Stored data
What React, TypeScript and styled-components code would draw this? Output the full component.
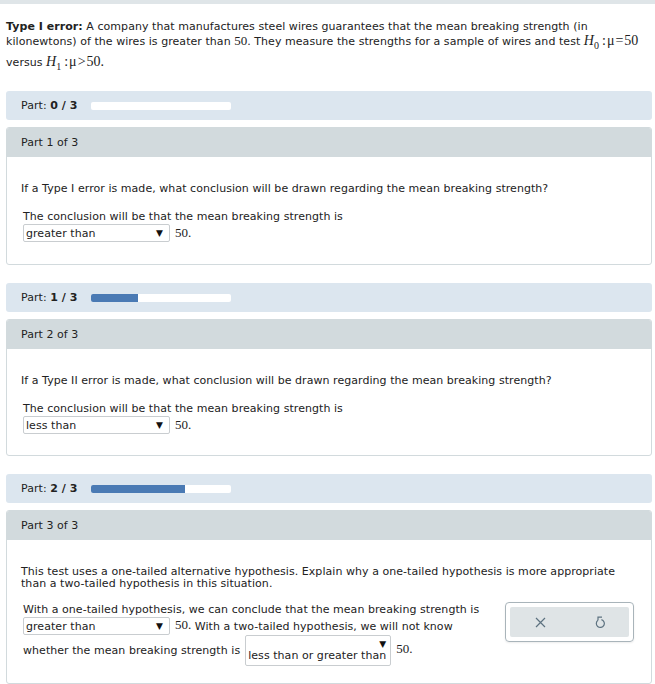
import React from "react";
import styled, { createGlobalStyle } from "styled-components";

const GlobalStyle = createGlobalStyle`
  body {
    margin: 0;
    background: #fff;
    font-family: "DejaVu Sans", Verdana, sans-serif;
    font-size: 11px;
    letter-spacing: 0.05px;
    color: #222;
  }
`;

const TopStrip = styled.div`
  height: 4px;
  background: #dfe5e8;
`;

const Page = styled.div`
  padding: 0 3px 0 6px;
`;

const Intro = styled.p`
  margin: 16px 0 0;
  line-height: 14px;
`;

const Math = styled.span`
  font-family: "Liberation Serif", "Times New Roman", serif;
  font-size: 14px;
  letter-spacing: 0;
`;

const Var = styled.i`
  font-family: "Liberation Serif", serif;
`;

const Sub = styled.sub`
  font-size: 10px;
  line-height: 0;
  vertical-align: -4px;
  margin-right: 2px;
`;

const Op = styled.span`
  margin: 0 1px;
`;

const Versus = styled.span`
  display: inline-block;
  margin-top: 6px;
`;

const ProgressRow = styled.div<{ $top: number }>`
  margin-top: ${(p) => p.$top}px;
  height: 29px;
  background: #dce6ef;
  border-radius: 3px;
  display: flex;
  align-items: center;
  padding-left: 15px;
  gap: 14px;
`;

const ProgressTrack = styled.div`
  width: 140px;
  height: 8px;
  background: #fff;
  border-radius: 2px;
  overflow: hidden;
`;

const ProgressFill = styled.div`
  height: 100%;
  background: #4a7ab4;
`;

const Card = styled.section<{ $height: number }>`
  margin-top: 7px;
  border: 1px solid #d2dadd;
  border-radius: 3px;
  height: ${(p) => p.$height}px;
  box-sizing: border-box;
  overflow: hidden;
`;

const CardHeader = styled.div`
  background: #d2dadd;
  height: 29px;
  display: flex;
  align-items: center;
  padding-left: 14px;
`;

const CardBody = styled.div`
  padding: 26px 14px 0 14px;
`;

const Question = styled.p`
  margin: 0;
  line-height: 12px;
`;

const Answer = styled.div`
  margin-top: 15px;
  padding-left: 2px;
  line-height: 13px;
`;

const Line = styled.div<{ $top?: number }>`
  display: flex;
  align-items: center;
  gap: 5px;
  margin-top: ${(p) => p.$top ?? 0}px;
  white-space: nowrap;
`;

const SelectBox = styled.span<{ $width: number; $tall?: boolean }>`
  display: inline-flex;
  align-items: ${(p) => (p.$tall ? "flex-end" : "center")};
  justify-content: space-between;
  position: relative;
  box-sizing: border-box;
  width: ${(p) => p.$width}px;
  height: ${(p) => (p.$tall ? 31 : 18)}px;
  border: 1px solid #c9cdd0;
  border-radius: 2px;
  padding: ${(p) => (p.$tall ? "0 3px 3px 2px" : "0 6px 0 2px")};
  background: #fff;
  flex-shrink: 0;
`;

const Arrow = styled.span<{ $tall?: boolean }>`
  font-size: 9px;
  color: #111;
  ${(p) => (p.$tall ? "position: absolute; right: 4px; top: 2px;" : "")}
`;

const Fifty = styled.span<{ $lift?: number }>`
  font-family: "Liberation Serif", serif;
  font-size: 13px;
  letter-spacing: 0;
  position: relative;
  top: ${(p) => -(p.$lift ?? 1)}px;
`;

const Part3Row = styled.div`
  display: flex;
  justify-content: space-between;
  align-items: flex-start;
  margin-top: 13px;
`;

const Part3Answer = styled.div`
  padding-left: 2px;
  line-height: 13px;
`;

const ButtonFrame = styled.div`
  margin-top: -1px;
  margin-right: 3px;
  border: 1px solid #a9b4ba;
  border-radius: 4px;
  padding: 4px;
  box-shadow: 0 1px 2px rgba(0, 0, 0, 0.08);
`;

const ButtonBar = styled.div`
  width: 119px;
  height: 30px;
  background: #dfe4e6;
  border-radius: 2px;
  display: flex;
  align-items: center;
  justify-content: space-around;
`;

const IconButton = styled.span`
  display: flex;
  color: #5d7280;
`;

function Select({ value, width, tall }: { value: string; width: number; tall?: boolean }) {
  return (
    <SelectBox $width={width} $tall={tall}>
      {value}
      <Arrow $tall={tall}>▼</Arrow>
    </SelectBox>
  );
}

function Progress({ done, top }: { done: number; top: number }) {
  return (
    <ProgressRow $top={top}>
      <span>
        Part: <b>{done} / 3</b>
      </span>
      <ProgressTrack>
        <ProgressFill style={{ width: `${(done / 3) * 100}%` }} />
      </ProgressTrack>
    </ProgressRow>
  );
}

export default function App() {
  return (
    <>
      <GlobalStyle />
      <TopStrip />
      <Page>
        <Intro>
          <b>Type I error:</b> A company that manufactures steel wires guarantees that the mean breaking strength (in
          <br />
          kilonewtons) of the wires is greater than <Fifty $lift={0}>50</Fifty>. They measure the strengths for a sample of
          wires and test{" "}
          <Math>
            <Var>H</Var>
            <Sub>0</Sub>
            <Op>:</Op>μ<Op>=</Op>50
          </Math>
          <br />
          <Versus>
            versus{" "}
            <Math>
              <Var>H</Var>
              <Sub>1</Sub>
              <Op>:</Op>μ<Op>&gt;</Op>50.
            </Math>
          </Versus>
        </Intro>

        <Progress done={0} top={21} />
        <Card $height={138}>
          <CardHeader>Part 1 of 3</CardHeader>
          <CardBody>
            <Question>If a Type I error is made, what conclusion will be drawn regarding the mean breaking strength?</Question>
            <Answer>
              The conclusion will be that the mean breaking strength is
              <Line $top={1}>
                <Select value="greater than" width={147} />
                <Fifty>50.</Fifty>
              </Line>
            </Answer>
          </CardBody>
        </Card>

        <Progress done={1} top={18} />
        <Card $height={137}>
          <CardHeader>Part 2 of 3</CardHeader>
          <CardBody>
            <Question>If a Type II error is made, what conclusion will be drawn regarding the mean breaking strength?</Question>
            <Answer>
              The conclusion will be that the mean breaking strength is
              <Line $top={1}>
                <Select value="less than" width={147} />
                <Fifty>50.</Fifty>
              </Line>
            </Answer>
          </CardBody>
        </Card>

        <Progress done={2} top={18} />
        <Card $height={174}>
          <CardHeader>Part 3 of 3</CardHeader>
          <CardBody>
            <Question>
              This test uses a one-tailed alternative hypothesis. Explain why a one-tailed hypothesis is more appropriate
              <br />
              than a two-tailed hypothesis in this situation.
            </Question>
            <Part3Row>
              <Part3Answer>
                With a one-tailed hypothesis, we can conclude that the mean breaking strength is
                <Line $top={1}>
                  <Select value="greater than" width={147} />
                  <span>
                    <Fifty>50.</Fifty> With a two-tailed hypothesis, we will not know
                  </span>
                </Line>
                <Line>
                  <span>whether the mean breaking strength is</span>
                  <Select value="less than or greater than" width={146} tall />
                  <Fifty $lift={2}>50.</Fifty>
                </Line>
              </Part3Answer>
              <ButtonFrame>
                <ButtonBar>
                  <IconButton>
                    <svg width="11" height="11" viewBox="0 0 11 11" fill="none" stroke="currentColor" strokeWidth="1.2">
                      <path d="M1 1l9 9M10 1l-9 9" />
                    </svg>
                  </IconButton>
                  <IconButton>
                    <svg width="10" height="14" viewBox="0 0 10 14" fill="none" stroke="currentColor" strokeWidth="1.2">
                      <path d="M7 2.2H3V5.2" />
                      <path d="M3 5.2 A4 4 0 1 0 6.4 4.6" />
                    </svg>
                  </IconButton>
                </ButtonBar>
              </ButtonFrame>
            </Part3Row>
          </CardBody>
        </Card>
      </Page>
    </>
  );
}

Required task
Quote the material in full and exactly; do not carry over its pictures.

Problem solution
What React, TypeScript and styled-components code would draw this? Output the full component.
import React from "react";
import styled, { createGlobalStyle } from "styled-components";

const GlobalStyle = createGlobalStyle`
  body {
    margin: 0;
    background: #fff;
    font-family: "DejaVu Sans", Verdana, sans-serif;
    font-size: 11px;
    letter-spacing: 0.05px;
    color: #222;
  }
`;

const TopStrip = styled.div`
  height: 4px;
  background: #dfe5e8;
`;

const Page = styled.div`
  padding: 0 3px 0 6px;
`;

const Intro = styled.p`
  margin: 16px 0 0;
  line-height: 14px;
`;

const Math = styled.span`
  font-family: "Liberation Serif", "Times New Roman", serif;
  font-size: 14px;
  letter-spacing: 0;
`;

const Var = styled.i`
  font-family: "Liberation Serif", serif;
`;

const Sub = styled.sub`
  font-size: 10px;
  line-height: 0;
  vertical-align: -4px;
  margin-right: 2px;
`;

const Op = styled.span`
  margin: 0 1px;
`;

const Versus = styled.span`
  display: inline-block;
  margin-top: 6px;
`;

const ProgressRow = styled.div<{ $top: number }>`
  margin-top: ${(p) => p.$top}px;
  height: 29px;
  background: #dce6ef;
  border-radius: 3px;
  display: flex;
  align-items: center;
  padding-left: 15px;
  gap: 14px;
`;

const ProgressTrack = styled.div`
  width: 140px;
  height: 8px;
  background: #fff;
  border-radius: 2px;
  overflow: hidden;
`;

const ProgressFill = styled.div`
  height: 100%;
  background: #4a7ab4;
`;

const Card = styled.section<{ $height: number }>`
  margin-top: 7px;
  border: 1px solid #d2dadd;
  border-radius: 3px;
  height: ${(p) => p.$height}px;
  box-sizing: border-box;
  overflow: hidden;
`;

const CardHeader = styled.div`
  background: #d2dadd;
  height: 29px;
  display: flex;
  align-items: center;
  padding-left: 14px;
`;

const CardBody = styled.div`
  padding: 26px 14px 0 14px;
`;

const Question = styled.p`
  margin: 0;
  line-height: 12px;
`;

const Answer = styled.div`
  margin-top: 15px;
  padding-left: 2px;
  line-height: 13px;
`;

const Line = styled.div<{ $top?: number }>`
  display: flex;
  align-items: center;
  gap: 5px;
  margin-top: ${(p) => p.$top ?? 0}px;
  white-space: nowrap;
`;

const SelectBox = styled.span<{ $width: number; $tall?: boolean }>`
  display: inline-flex;
  align-items: ${(p) => (p.$tall ? "flex-end" : "center")};
  justify-content: space-between;
  position: relative;
  box-sizing: border-box;
  width: ${(p) => p.$width}px;
  height: ${(p) => (p.$tall ? 31 : 18)}px;
  border: 1px solid #c9cdd0;
  border-radius: 2px;
  padding: ${(p) => (p.$tall ? "0 3px 3px 2px" : "0 6px 0 2px")};
  background: #fff;
  flex-shrink: 0;
`;

const Arrow = styled.span<{ $tall?: boolean }>`
  font-size: 9px;
  color: #111;
  ${(p) => (p.$tall ? "position: absolute; right: 4px; top: 2px;" : "")}
`;

const Fifty = styled.span<{ $lift?: number }>`
  font-family: "Liberation Serif", serif;
  font-size: 13px;
  letter-spacing: 0;
  position: relative;
  top: ${(p) => -(p.$lift ?? 1)}px;
`;

const Part3Row = styled.div`
  display: flex;
  justify-content: space-between;
  align-items: flex-start;
  margin-top: 13px;
`;

const Part3Answer = styled.div`
  padding-left: 2px;
  line-height: 13px;
`;

const ButtonFrame = styled.div`
  margin-top: -1px;
  margin-right: 3px;
  border: 1px solid #a9b4ba;
  border-radius: 4px;
  padding: 4px;
  box-shadow: 0 1px 2px rgba(0, 0, 0, 0.08);
`;

const ButtonBar = styled.div`
  width: 119px;
  height: 30px;
  background: #dfe4e6;
  border-radius: 2px;
  display: flex;
  align-items: center;
  justify-content: space-around;
`;

const IconButton = styled.span`
  display: flex;
  color: #5d7280;
`;

function Select({ value, width, tall }: { value: string; width: number; tall?: boolean }) {
  return (
    <SelectBox $width={width} $tall={tall}>
      {value}
      <Arrow $tall={tall}>▼</Arrow>
    </SelectBox>
  );
}

function Progress({ done, top }: { done: number; top: number }) {
  return (
    <ProgressRow $top={top}>
      <span>
        Part: <b>{done} / 3</b>
      </span>
      <ProgressTrack>
        <ProgressFill style={{ width: `${(done / 3) * 100}%` }} />
      </ProgressTrack>
    </ProgressRow>
  );
}

export default function App() {
  return (
    <>
      <GlobalStyle />
      <TopStrip />
      <Page>
        <Intro>
          <b>Type I error:</b> A company that manufactures steel wires guarantees that the mean breaking strength (in
          <br />
          kilonewtons) of the wires is greater than <Fifty $lift={0}>50</Fifty>. They measure the strengths for a sample of
          wires and test{" "}
          <Math>
            <Var>H</Var>
            <Sub>0</Sub>
            <Op>:</Op>μ<Op>=</Op>50
          </Math>
          <br />
          <Versus>
            versus{" "}
            <Math>
              <Var>H</Var>
              <Sub>1</Sub>
              <Op>:</Op>μ<Op>&gt;</Op>50.
            </Math>
          </Versus>
        </Intro>

        <Progress done={0} top={21} />
        <Card $height={138}>
          <CardHeader>Part 1 of 3</CardHeader>
          <CardBody>
            <Question>If a Type I error is made, what conclusion will be drawn regarding the mean breaking strength?</Question>
            <Answer>
              The conclusion will be that the mean breaking strength is
              <Line $top={1}>
                <Select value="greater than" width={147} />
                <Fifty>50.</Fifty>
              </Line>
            </Answer>
          </CardBody>
        </Card>

        <Progress done={1} top={18} />
        <Card $height={137}>
          <CardHeader>Part 2 of 3</CardHeader>
          <CardBody>
            <Question>If a Type II error is made, what conclusion will be drawn regarding the mean breaking strength?</Question>
            <Answer>
              The conclusion will be that the mean breaking strength is
              <Line $top={1}>
                <Select value="less than" width={147} />
                <Fifty>50.</Fifty>
              </Line>
            </Answer>
          </CardBody>
        </Card>

        <Progress done={2} top={18} />
        <Card $height={174}>
          <CardHeader>Part 3 of 3</CardHeader>
          <CardBody>
            <Question>
              This test uses a one-tailed alternative hypothesis. Explain why a one-tailed hypothesis is more appropriate
              <br />
              than a two-tailed hypothesis in this situation.
            </Question>
            <Part3Row>
              <Part3Answer>
                With a one-tailed hypothesis, we can conclude that the mean breaking strength is
                <Line $top={1}>
                  <Select value="greater than" width={147} />
                  <span>
                    <Fifty>50.</Fifty> With a two-tailed hypothesis, we will not know
                  </span>
                </Line>
                <Line>
                  <span>whether the mean breaking strength is</span>
                  <Select value="less than or greater than" width={146} tall />
                  <Fifty $lift={2}>50.</Fifty>
                </Line>
              </Part3Answer>
              <ButtonFrame>
                <ButtonBar>
                  <IconButton>
                    <svg width="11" height="11" viewBox="0 0 11 11" fill="none" stroke="currentColor" strokeWidth="1.2">
                      <path d="M1 1l9 9M10 1l-9 9" />
                    </svg>
                  </IconButton>
                  <IconButton>
                    <svg width="10" height="14" viewBox="0 0 10 14" fill="none" stroke="currentColor" strokeWidth="1.2">
                      <path d="M7 2.2H3V5.2" />
                      <path d="M3 5.2 A4 4 0 1 0 6.4 4.6" />
                    </svg>
                  </IconButton>
                </ButtonBar>
              </ButtonFrame>
            </Part3Row>
          </CardBody>
        </Card>
      </Page>
    </>
  );
}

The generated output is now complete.